BEGIN
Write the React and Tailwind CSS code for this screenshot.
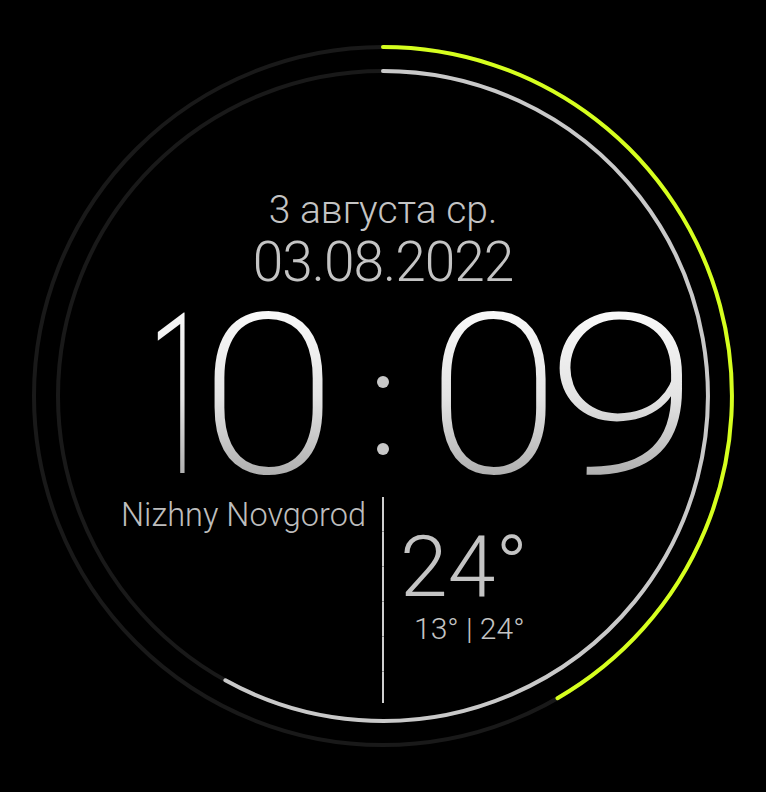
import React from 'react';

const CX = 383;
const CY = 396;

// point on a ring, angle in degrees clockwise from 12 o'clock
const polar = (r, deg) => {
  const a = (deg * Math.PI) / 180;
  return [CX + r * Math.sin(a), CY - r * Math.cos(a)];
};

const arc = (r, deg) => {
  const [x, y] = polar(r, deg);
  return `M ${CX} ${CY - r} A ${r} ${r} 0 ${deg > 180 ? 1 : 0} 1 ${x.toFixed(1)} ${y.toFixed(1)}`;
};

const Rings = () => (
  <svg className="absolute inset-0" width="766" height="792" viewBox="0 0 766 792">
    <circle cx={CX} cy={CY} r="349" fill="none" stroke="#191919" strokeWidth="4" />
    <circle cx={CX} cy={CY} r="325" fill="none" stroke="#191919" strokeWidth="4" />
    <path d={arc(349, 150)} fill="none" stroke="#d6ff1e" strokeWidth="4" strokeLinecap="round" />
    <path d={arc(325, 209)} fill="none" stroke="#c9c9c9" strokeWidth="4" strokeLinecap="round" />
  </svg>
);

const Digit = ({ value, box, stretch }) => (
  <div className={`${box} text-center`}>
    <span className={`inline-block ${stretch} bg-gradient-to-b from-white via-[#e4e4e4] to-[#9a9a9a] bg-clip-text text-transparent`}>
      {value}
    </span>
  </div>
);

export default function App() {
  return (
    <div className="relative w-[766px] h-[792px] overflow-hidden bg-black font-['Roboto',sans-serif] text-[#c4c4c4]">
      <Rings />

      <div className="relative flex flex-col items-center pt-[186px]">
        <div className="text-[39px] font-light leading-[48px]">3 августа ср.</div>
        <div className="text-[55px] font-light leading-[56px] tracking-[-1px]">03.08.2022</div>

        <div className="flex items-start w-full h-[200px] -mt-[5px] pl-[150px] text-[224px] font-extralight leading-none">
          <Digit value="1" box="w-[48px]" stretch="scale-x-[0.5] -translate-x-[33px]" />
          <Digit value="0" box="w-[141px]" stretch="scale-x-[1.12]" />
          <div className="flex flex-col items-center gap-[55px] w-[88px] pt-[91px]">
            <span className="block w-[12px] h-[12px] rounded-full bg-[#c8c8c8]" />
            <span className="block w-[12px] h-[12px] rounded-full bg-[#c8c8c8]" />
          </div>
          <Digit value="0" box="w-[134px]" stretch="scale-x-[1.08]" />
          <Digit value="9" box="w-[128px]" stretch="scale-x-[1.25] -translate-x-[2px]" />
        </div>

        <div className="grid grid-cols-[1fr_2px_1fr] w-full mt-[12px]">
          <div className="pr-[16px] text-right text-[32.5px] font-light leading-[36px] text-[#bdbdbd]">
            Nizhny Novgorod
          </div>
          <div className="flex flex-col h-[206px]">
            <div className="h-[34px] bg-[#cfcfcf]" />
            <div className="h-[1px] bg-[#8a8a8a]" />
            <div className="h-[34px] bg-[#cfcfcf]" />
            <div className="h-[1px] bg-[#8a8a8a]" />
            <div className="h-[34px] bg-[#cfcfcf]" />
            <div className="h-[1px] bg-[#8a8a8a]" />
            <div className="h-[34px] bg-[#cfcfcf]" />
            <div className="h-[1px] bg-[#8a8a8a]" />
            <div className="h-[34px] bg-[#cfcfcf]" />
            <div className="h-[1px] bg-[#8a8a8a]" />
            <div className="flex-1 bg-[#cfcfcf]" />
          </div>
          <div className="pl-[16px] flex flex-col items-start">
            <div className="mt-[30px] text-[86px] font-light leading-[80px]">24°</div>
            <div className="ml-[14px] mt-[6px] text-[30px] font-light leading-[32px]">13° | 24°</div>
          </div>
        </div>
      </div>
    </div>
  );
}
END
What needs to be done:
Every line above should be repeated exactly; pictures stay out of the copy.

Task response:
Write the React and Tailwind CSS code for this screenshot.
import React from 'react';

const CX = 383;
const CY = 396;

// point on a ring, angle in degrees clockwise from 12 o'clock
const polar = (r, deg) => {
  const a = (deg * Math.PI) / 180;
  return [CX + r * Math.sin(a), CY - r * Math.cos(a)];
};

const arc = (r, deg) => {
  const [x, y] = polar(r, deg);
  return `M ${CX} ${CY - r} A ${r} ${r} 0 ${deg > 180 ? 1 : 0} 1 ${x.toFixed(1)} ${y.toFixed(1)}`;
};

const Rings = () => (
  <svg className="absolute inset-0" width="766" height="792" viewBox="0 0 766 792">
    <circle cx={CX} cy={CY} r="349" fill="none" stroke="#191919" strokeWidth="4" />
    <circle cx={CX} cy={CY} r="325" fill="none" stroke="#191919" strokeWidth="4" />
    <path d={arc(349, 150)} fill="none" stroke="#d6ff1e" strokeWidth="4" strokeLinecap="round" />
    <path d={arc(325, 209)} fill="none" stroke="#c9c9c9" strokeWidth="4" strokeLinecap="round" />
  </svg>
);

const Digit = ({ value, box, stretch }) => (
  <div className={`${box} text-center`}>
    <span className={`inline-block ${stretch} bg-gradient-to-b from-white via-[#e4e4e4] to-[#9a9a9a] bg-clip-text text-transparent`}>
      {value}
    </span>
  </div>
);

export default function App() {
  return (
    <div className="relative w-[766px] h-[792px] overflow-hidden bg-black font-['Roboto',sans-serif] text-[#c4c4c4]">
      <Rings />

      <div className="relative flex flex-col items-center pt-[186px]">
        <div className="text-[39px] font-light leading-[48px]">3 августа ср.</div>
        <div className="text-[55px] font-light leading-[56px] tracking-[-1px]">03.08.2022</div>

        <div className="flex items-start w-full h-[200px] -mt-[5px] pl-[150px] text-[224px] font-extralight leading-none">
          <Digit value="1" box="w-[48px]" stretch="scale-x-[0.5] -translate-x-[33px]" />
          <Digit value="0" box="w-[141px]" stretch="scale-x-[1.12]" />
          <div className="flex flex-col items-center gap-[55px] w-[88px] pt-[91px]">
            <span className="block w-[12px] h-[12px] rounded-full bg-[#c8c8c8]" />
            <span className="block w-[12px] h-[12px] rounded-full bg-[#c8c8c8]" />
          </div>
          <Digit value="0" box="w-[134px]" stretch="scale-x-[1.08]" />
          <Digit value="9" box="w-[128px]" stretch="scale-x-[1.25] -translate-x-[2px]" />
        </div>

        <div className="grid grid-cols-[1fr_2px_1fr] w-full mt-[12px]">
          <div className="pr-[16px] text-right text-[32.5px] font-light leading-[36px] text-[#bdbdbd]">
            Nizhny Novgorod
          </div>
          <div className="flex flex-col h-[206px]">
            <div className="h-[34px] bg-[#cfcfcf]" />
            <div className="h-[1px] bg-[#8a8a8a]" />
            <div className="h-[34px] bg-[#cfcfcf]" />
            <div className="h-[1px] bg-[#8a8a8a]" />
            <div className="h-[34px] bg-[#cfcfcf]" />
            <div className="h-[1px] bg-[#8a8a8a]" />
            <div className="h-[34px] bg-[#cfcfcf]" />
            <div className="h-[1px] bg-[#8a8a8a]" />
            <div className="h-[34px] bg-[#cfcfcf]" />
            <div className="h-[1px] bg-[#8a8a8a]" />
            <div className="flex-1 bg-[#cfcfcf]" />
          </div>
          <div className="pl-[16px] flex flex-col items-start">
            <div className="mt-[30px] text-[86px] font-light leading-[80px]">24°</div>
            <div className="ml-[14px] mt-[6px] text-[30px] font-light leading-[32px]">13° | 24°</div>
          </div>
        </div>
      </div>
    </div>
  );
}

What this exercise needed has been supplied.